How to Start a Youth Organisation
Listen, we're all on the same boat here.
A couple of months left until university/college applications and you've suddenly come upon the realisation that you have no extracurriculars and your CV is looking pretty dry. You curse your parents for not forcing you into a thousand different hobbies at age two and set out on your own journey of CV building. You only have three months to do as much as possible and pray that the admissions officer doesn't see through it.
You stumble upon the concept of youth organisations, and after going through 739 Facebook recruitment posts you realise that you won't just join a youth organisation, you are going to start your own. But how?
Follow these steps to build a "youth org", and remember your existence will be a tautology to the actual problem you're trying to fix. It doesn't really matter if you're there or not.
STEP 1
Find your cause but make sure you're raising awareness and capitalising on your privilege by becoming "The Voice of the Voiceless" because power and privilege totally aren't limited resources and you definitely need to add your voice into the narrative instead of amplifying those who have lived said experiences.
STEP 2
Build your team. Throw up a recruitment post and watch like-minded CV builders pour into your inbox. See, they need dramatic titles to make themselves feel important. Using Canva templates and fancy fonts doesn't sound great; let's call it Head of Social Media. Sending a "please like and follow" isn't going to cut it, call it Head of Marketing. Make sure your first 12 posts are announcing every member of your made-up departments.
STEP 3
Start the work and spread the news. Make your research team rephrase Wikipedia articles and insert them into the same four overused templates, maybe you can really spice up your content and add some stickers and stock images. Remember you can only post infographics of whatever is trending on Twitter. If you're a news page, be sure to have a graphic designer who carries the entire account on their back. You have to make them put in hours of their time and not pay them a penny for their work.

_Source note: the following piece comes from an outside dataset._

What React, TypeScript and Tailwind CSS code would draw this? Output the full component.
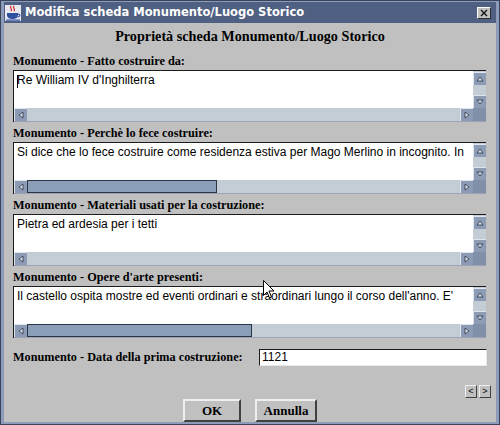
import React from 'react';

const serif = { fontFamily: '"Liberation Serif", "Times New Roman", serif' };
const sans = { fontFamily: '"Liberation Sans", Arial, sans-serif' };

const Arrow: React.FC<{ dir: 'up' | 'down' | 'left' | 'right' }> = ({ dir }) => {
  const pts = {
    up: '1,5 4,1 7,5',
    down: '1,1 4,5 7,1',
    left: '5,1 1,4 5,7',
    right: '1,1 5,4 1,7',
  }[dir];
  const box = dir === 'up' || dir === 'down' ? '0 0 8 6' : '0 0 6 8';
  return (
    <svg viewBox={box} className={dir === 'up' || dir === 'down' ? 'w-[8px] h-[6px]' : 'w-[6px] h-[8px]'}>
      <polygon points={pts} fill="#d8dee8" stroke="#2a3444" strokeWidth="0.8" />
    </svg>
  );
};

const ScrollBtn: React.FC<{ dir: 'up' | 'down' | 'left' | 'right' }> = ({ dir }) => (
  <div className="w-[13px] h-[13px] shrink-0 flex items-center justify-center bg-[#8c9cb4] border-t border-l border-[#dfe5ee] border-r-[#3c4658] border-b-[#3c4658]">
    <Arrow dir={dir} />
  </div>
);

const TextArea: React.FC<{ text: string; thumb?: number; caret?: boolean }> = ({ text, thumb, caret }) => (
  <div className="flex flex-col h-[52px] w-[473px] border-t border-l border-[#1c1c1c] bg-[#c4ccd6]">
    <div className="flex h-[37px]">
      <div className="flex-1 bg-white overflow-hidden whitespace-nowrap pl-[3px] pt-[2px] text-[12px] leading-[15px] text-black relative" style={sans}>
        {caret && <span className="absolute left-[3px] top-[4px] w-[1px] h-[13px] bg-black" />}
        {text}
      </div>
      <div className="w-[13px] flex flex-col justify-between bg-[#c4ccd6] pt-[1px]">
        <ScrollBtn dir="up" />
        <ScrollBtn dir="down" />
      </div>
    </div>
    <div className="flex h-[14px] border-b border-[#9aa4b2]">
      <div className="flex-1 flex bg-[#c4ccd6]">
        <ScrollBtn dir="left" />
        <div className="flex-1 flex">
          {thumb ? (
            <div className="h-[13px] bg-[#8a9eb8] border border-[#2a3444]" style={{ width: thumb }} />
          ) : null}
        </div>
        <ScrollBtn dir="right" />
      </div>
      <div className="w-[13px] h-[13px] bg-[#8090a8]" />
    </div>
  </div>
);

const Section: React.FC<{ label: string; children: React.ReactNode }> = ({ label, children }) => (
  <div className="flex flex-col mt-[3px] first:mt-0">
    <div className="h-[16px] leading-[16px] text-[12.25px] font-bold text-black mb-[1px]" style={serif}>
      {label}
    </div>
    {children}
  </div>
);

const JavaIcon: React.FC = () => (
  <svg viewBox="0 0 16 16" className="w-[16px] h-[16px]">
    <rect x="0" y="0" width="16" height="16" fill="#e8e8f0" />
    <path d="M6 1 C4 3 8 4 6 6 M9 1 C7 3 11 4 9 6" stroke="#d02020" strokeWidth="1.2" fill="none" />
    <path d="M2 8 H13 V10 C13 13 10 14 7.5 14 C5 14 2 13 2 10 Z" fill="#3050a0" />
    <path d="M13 9 C15.5 9 15.5 12 12.5 12" stroke="#3050a0" strokeWidth="1.2" fill="none" />
    <rect x="1" y="14.5" width="14" height="1.2" fill="#3050a0" />
  </svg>
);

const Cursor: React.FC = () => (
  <svg viewBox="0 0 12 19" className="absolute left-[262px] top-[279px] w-[12px] h-[19px] pointer-events-none">
    <path d="M0.5 0.5 L0.5 15.5 L4 12 L6.5 18 L8.5 17 L6 11 L11 11 Z" fill="white" stroke="black" strokeWidth="1" />
  </svg>
);

const Btn: React.FC<{ label: string; w: string }> = ({ label, w }) => (
  <div
    className={`${w} h-[23px] flex items-center justify-center bg-[#c0c0c0] border-t-2 border-l-2 border-[#eeeeee] border-r-2 border-b-2 border-r-[#404040] border-b-[#404040] text-[13px] font-bold text-black`}
    style={serif}
  >
    {label}
  </div>
);

const SmallBtn: React.FC<{ label: string }> = ({ label }) => (
  <div className="w-[12px] h-[13px] flex items-center justify-center bg-[#c0c0c0] border-t border-l border-[#f0f0f0] border-r border-b border-r-[#404040] border-b-[#404040] text-[9px] leading-none text-black" style={sans}>
    {label}
  </div>
);

export default function App() {
  return (
    <div className="relative w-[500px] h-[425px] bg-[#8c9cba] border border-[#3a4458] flex flex-col px-[3px] pb-[3px] pt-[1px]">
      <div className="h-[21px] shrink-0 bg-[#4f6082] flex items-center pl-[1px] pr-[4px]">
        <JavaIcon />
        <div className="ml-[4px] flex-1 text-white text-[11.5px] font-bold" style={{ fontFamily: '"DejaVu Sans", Verdana, sans-serif' }}>
          Modifica scheda Monumento/Luogo Storico
        </div>
        <div className="w-[14px] h-[12px] bg-[#c0c0c0] border-t border-l border-white border-r border-b border-r-[#303030] border-b-[#303030] flex items-center justify-center mr-[1px]">
          <svg viewBox="0 0 8 8" className="w-[8px] h-[8px]">
            <path d="M1 1 L7 7 M7 1 L1 7" stroke="#101010" strokeWidth="1.4" />
          </svg>
        </div>
      </div>
      <div className="flex-1 bg-[#c0c0c0] flex flex-col pl-[9px] pr-[5px]">
        <div className="h-[18px] mt-[4px] text-center text-[14.2px] leading-[18px] font-bold text-black pr-[4px]" style={serif}>
          Proprietà scheda Monumento/Luogo Storico
        </div>
        <div className="flex flex-col mt-[8px]">
          <Section label="Monumento - Fatto costruire da:">
            <TextArea text="Re William IV d'Inghilterra" caret />
          </Section>
          <Section label="Monumento - Perchè lo fece costruire:">
            <TextArea text="Si dice che lo fece costruire come residenza estiva per Mago Merlino in incognito. In" thumb={190} />
          </Section>
          <Section label="Monumento - Materiali usati per la costruzione:">
            <TextArea text="Pietra ed ardesia per i tetti" />
          </Section>
          <Section label="Monumento - Opere d'arte presenti:">
            <TextArea text="Il castello ospita mostre ed eventi ordinari e straordinari lungo il corso dell'anno. E'" thumb={225} />
          </Section>
        </div>
        <div className="flex items-center mt-[10px] pr-[4px]">
          <div className="flex-1 text-[12.25px] font-bold text-black" style={serif}>
            Monumento - Data della prima costruzione:
          </div>
          <div className="w-[228px] h-[17px] bg-white border-t border-l border-[#1c1c1c] border-r border-b border-r-[#e8e8e8] border-b-[#e8e8e8] pl-[2px] text-[12px] leading-[15px] text-black" style={sans}>
            1121
          </div>
        </div>
        <div className="flex justify-end gap-[2px] mt-[19px]">
          <SmallBtn label="<" />
          <SmallBtn label=">" />
        </div>
        <div className="flex justify-center gap-[14px] mt-[1px] pr-[4px]">
          <Btn label="OK" w="w-[58px]" />
          <Btn label="Annulla" w="w-[62px]" />
        </div>
      </div>
      <Cursor />
    </div>
  );
}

Exposure to your school friends is the best compensation, right?
STEP 4
Add CEO/Founder to your Instagram bio because everyone knowing about your work is more important than your actual work. Bonus points if your "organisation" has a single Bangla word as a name which has some vague association with your purpose. When you leave for college or university, and so do your friends, your page will become another 600-follower page that has been abandoned after it has served its purpose.

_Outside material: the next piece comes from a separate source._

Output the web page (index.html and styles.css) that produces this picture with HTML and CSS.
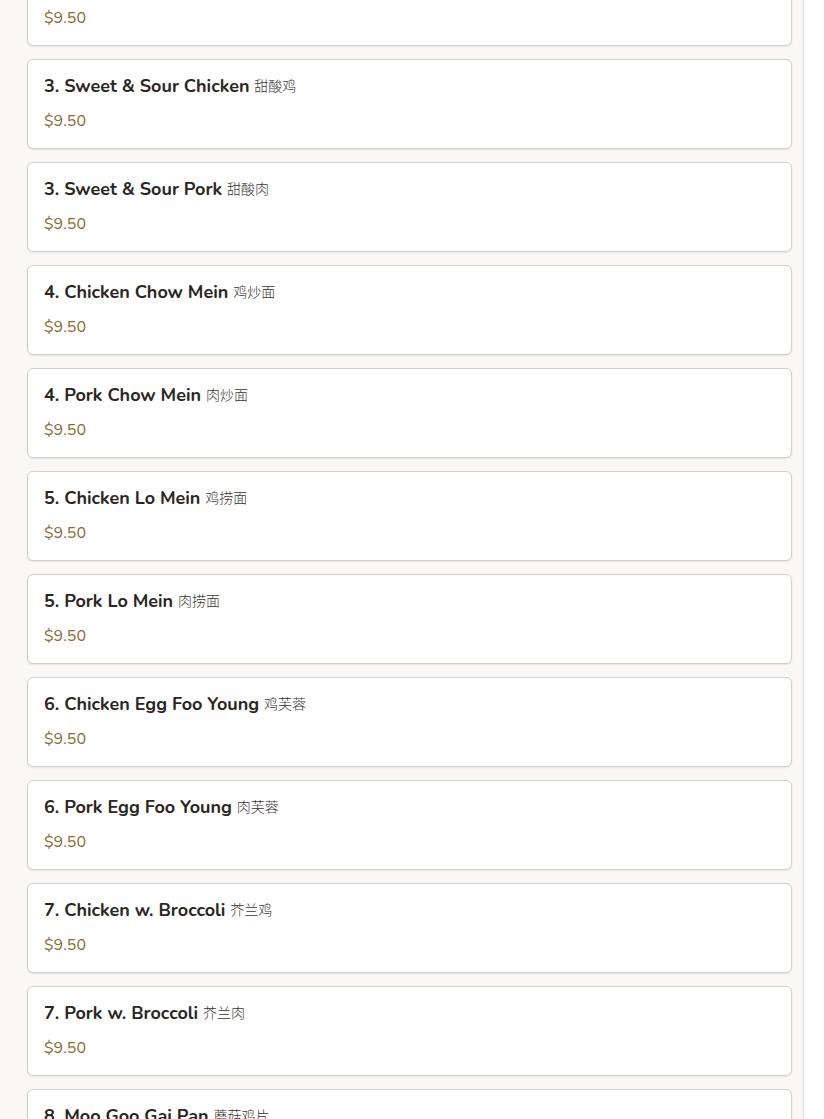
FILE: index.html
```html
<!DOCTYPE html>
<html lang="en">
<head>
<meta charset="utf-8">
<title>Menu</title>
<link rel="stylesheet" href="styles.css">
</head>
<body>
<main class="page">
  <ul class="menu-list">
    <li class="card"><h3 class="item-name">2. Pork Fried Rice <span class="zh">肉炒饭</span></h3><p class="price">$9.50</p></li>
    <li class="card"><h3 class="item-name">3. Sweet &amp; Sour Chicken <span class="zh">甜酸鸡</span></h3><p class="price">$9.50</p></li>
    <li class="card"><h3 class="item-name">3. Sweet &amp; Sour Pork <span class="zh">甜酸肉</span></h3><p class="price">$9.50</p></li>
    <li class="card"><h3 class="item-name">4. Chicken Chow Mein <span class="zh">鸡炒面</span></h3><p class="price">$9.50</p></li>
    <li class="card"><h3 class="item-name">4. Pork Chow Mein <span class="zh">肉炒面</span></h3><p class="price">$9.50</p></li>
    <li class="card"><h3 class="item-name">5. Chicken Lo Mein <span class="zh">鸡捞面</span></h3><p class="price">$9.50</p></li>
    <li class="card"><h3 class="item-name">5. Pork Lo Mein <span class="zh">肉捞面</span></h3><p class="price">$9.50</p></li>
    <li class="card"><h3 class="item-name">6. Chicken Egg Foo Young <span class="zh">鸡芙蓉</span></h3><p class="price">$9.50</p></li>
    <li class="card"><h3 class="item-name">6. Pork Egg Foo Young <span class="zh">肉芙蓉</span></h3><p class="price">$9.50</p></li>
    <li class="card"><h3 class="item-name">7. Chicken w. Broccoli <span class="zh">芥兰鸡</span></h3><p class="price">$9.50</p></li>
    <li class="card"><h3 class="item-name">7. Pork w. Broccoli <span class="zh">芥兰肉</span></h3><p class="price">$9.50</p></li>
    <li class="card"><h3 class="item-name">8. Moo Goo Gai Pan <span class="zh">蘑菇鸡片</span></h3><p class="price">$9.50</p></li>
  </ul>
</main>
</body>
</html>
```
FILE: styles.css
```css
html, body {
  margin: 0;
  padding: 0;
  background: #ffffff;
}
body {
  font-family: "Nunito", "Lato", "Noto Sans CJK SC", sans-serif;
  overflow: hidden;
}
.page {
  box-sizing: border-box;
  width: 804px;
  min-height: 1119px;
  background: #f9f8f6;
  border-right: 1px solid #dcdcdc;
  padding: 0 11px 0 27px;
}
.menu-list {
  list-style: none;
  margin: -44px 0 0 0;
  padding: 0;
  display: flex;
  flex-direction: column;
  gap: 13px;
}
.card {
  box-sizing: border-box;
  height: 90px;
  background: #ffffff;
  border: 1px solid #d3d0cc;
  border-radius: 6px;
  box-shadow: 0 1px 2px rgba(0, 0, 0, 0.08);
  padding: 15px 16px 0 16px;
}
.item-name {
  margin: 0;
  font-size: 18px;
  line-height: 20px;
  font-weight: 700;
  color: #2a2622;
}
.zh {
  font-family: "Noto Sans CJK SC", sans-serif;
  font-weight: 300;
  font-size: 14px;
  color: #3a3632;
  vertical-align: 1px;
}
.price {
  margin: 13px 0 0 0;
  font-size: 16px;
  line-height: 24px;
  color: #8a6a30;
}
```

So, you've built your youth organisation or have a plan of action ready to go. Let's meet Zameer, founder of a "youth organisation". He lives in Norway in his own little privilege bubble. He writes about poverty and protest pieces on his MacBook Pro and adds his voice-overs to trauma ASMR. Zameer's organisation is called "Zameer's Stick", he has a brilliant unpaid graphic designer, and adds nothing new to the narrative. He is like the news if it was a month late and only did it for views.